» Your instructions
In the lines below, output everything from the first line through the line containing "const groupCols = 'grid" exactly as it is. Pictures are not part of the output.

» Raw data
________________

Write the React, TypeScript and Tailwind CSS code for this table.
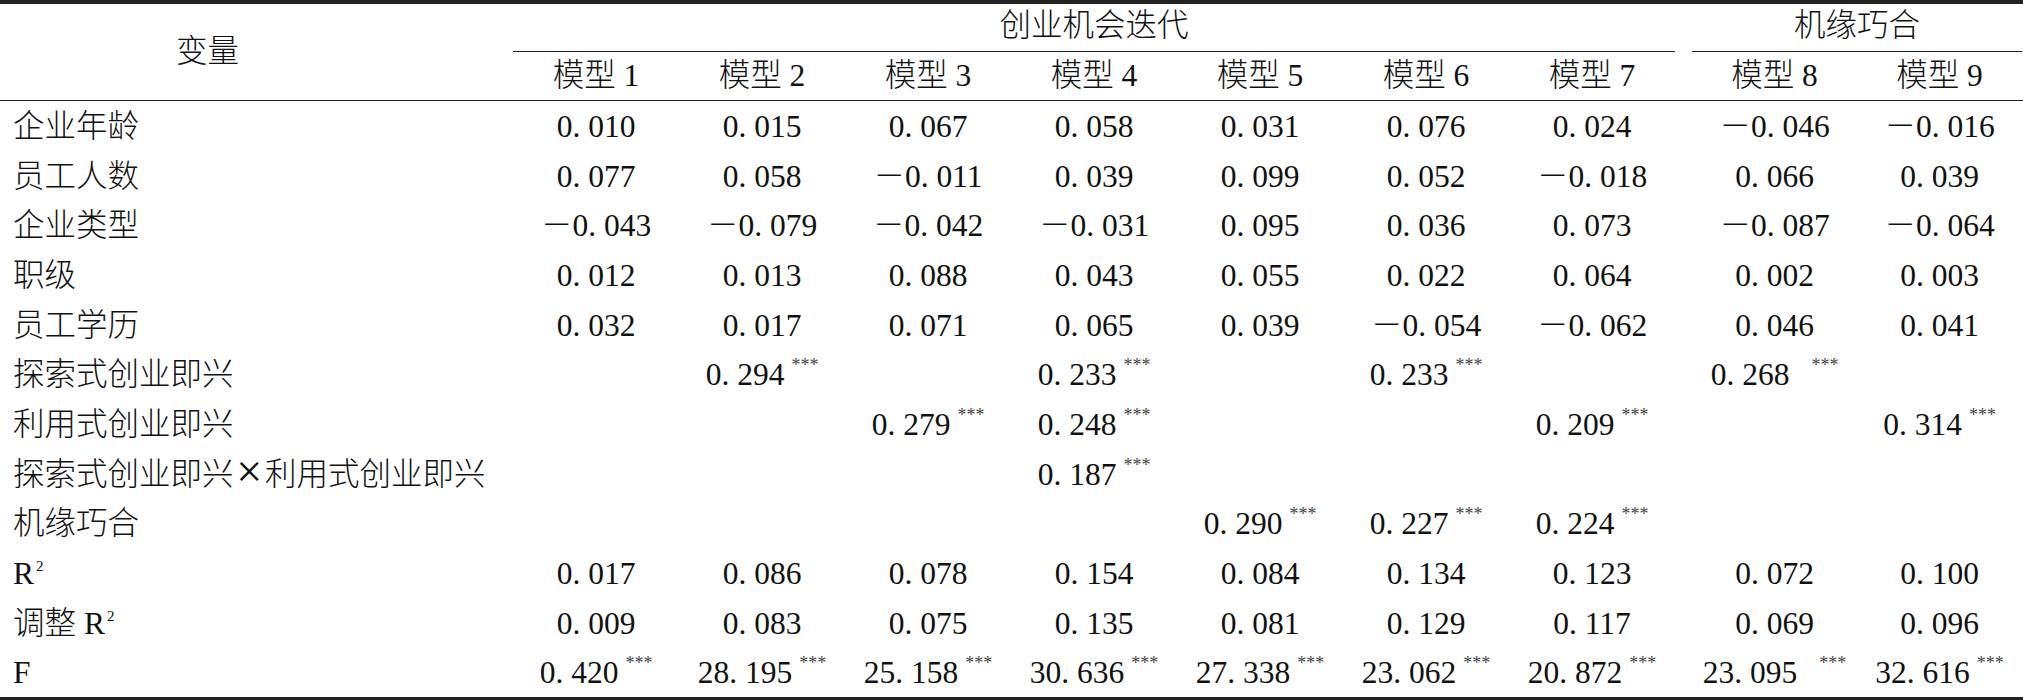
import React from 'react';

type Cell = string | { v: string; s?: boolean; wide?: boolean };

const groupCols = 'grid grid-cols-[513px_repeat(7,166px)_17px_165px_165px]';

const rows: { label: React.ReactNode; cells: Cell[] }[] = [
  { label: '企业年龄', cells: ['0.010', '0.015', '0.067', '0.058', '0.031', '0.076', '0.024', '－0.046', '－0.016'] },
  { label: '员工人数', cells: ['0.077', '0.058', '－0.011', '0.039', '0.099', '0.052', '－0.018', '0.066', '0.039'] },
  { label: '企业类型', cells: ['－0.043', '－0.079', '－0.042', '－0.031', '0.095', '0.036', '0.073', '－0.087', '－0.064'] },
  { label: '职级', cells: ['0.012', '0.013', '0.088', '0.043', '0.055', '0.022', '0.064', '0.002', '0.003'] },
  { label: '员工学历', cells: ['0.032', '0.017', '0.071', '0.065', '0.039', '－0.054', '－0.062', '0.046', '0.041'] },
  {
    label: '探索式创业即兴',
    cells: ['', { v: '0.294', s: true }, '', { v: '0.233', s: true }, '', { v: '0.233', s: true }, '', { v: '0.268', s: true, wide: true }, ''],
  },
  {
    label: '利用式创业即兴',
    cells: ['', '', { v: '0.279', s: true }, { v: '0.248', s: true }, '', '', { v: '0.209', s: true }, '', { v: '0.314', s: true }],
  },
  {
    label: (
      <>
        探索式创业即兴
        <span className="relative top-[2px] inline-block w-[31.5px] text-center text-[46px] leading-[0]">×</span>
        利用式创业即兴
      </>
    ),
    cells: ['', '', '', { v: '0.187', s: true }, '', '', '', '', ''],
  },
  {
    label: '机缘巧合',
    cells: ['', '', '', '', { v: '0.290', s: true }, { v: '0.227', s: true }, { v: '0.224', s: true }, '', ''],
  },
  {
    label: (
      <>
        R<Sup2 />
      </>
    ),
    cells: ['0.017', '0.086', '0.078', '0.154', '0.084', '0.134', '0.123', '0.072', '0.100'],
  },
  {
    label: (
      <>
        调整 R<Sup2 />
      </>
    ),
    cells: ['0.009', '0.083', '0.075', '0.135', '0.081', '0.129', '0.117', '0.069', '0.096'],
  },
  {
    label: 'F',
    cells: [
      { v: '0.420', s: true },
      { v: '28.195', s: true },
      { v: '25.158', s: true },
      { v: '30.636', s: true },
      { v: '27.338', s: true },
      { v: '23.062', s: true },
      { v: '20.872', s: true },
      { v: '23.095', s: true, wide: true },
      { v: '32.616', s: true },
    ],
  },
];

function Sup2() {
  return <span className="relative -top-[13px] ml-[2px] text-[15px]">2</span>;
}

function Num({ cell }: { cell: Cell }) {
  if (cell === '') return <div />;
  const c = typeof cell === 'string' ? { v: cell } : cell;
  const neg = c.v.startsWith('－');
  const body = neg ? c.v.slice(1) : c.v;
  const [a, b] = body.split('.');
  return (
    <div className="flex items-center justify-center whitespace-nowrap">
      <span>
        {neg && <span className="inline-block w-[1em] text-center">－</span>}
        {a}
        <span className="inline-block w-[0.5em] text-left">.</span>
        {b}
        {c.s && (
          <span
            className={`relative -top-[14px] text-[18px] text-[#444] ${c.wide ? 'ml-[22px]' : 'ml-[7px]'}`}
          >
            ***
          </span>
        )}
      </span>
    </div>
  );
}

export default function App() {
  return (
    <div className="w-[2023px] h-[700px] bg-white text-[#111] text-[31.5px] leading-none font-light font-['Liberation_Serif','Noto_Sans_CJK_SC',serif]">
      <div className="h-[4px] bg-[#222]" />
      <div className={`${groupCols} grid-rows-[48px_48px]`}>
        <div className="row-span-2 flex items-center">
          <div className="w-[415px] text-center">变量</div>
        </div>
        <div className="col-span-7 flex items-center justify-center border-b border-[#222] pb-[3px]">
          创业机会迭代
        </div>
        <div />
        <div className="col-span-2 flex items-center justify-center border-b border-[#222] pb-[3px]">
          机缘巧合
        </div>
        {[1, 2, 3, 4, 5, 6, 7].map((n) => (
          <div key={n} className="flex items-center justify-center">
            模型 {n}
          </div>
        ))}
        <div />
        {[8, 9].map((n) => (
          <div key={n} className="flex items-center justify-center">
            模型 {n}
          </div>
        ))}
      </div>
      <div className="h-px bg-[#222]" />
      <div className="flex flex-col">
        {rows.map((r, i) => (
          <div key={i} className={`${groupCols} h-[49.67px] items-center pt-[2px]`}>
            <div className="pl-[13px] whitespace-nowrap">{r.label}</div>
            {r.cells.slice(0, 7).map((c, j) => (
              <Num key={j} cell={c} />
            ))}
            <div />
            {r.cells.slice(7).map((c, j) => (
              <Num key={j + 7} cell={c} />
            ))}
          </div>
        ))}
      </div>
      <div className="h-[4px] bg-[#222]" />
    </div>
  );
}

________________

» Solution for this problem
Write the React, TypeScript and Tailwind CSS code for this table.
import React from 'react';

type Cell = string | { v: string; s?: boolean; wide?: boolean };

const groupCols = 'grid grid-cols-[513px_repeat(7,166px)_17px_165px_165px]';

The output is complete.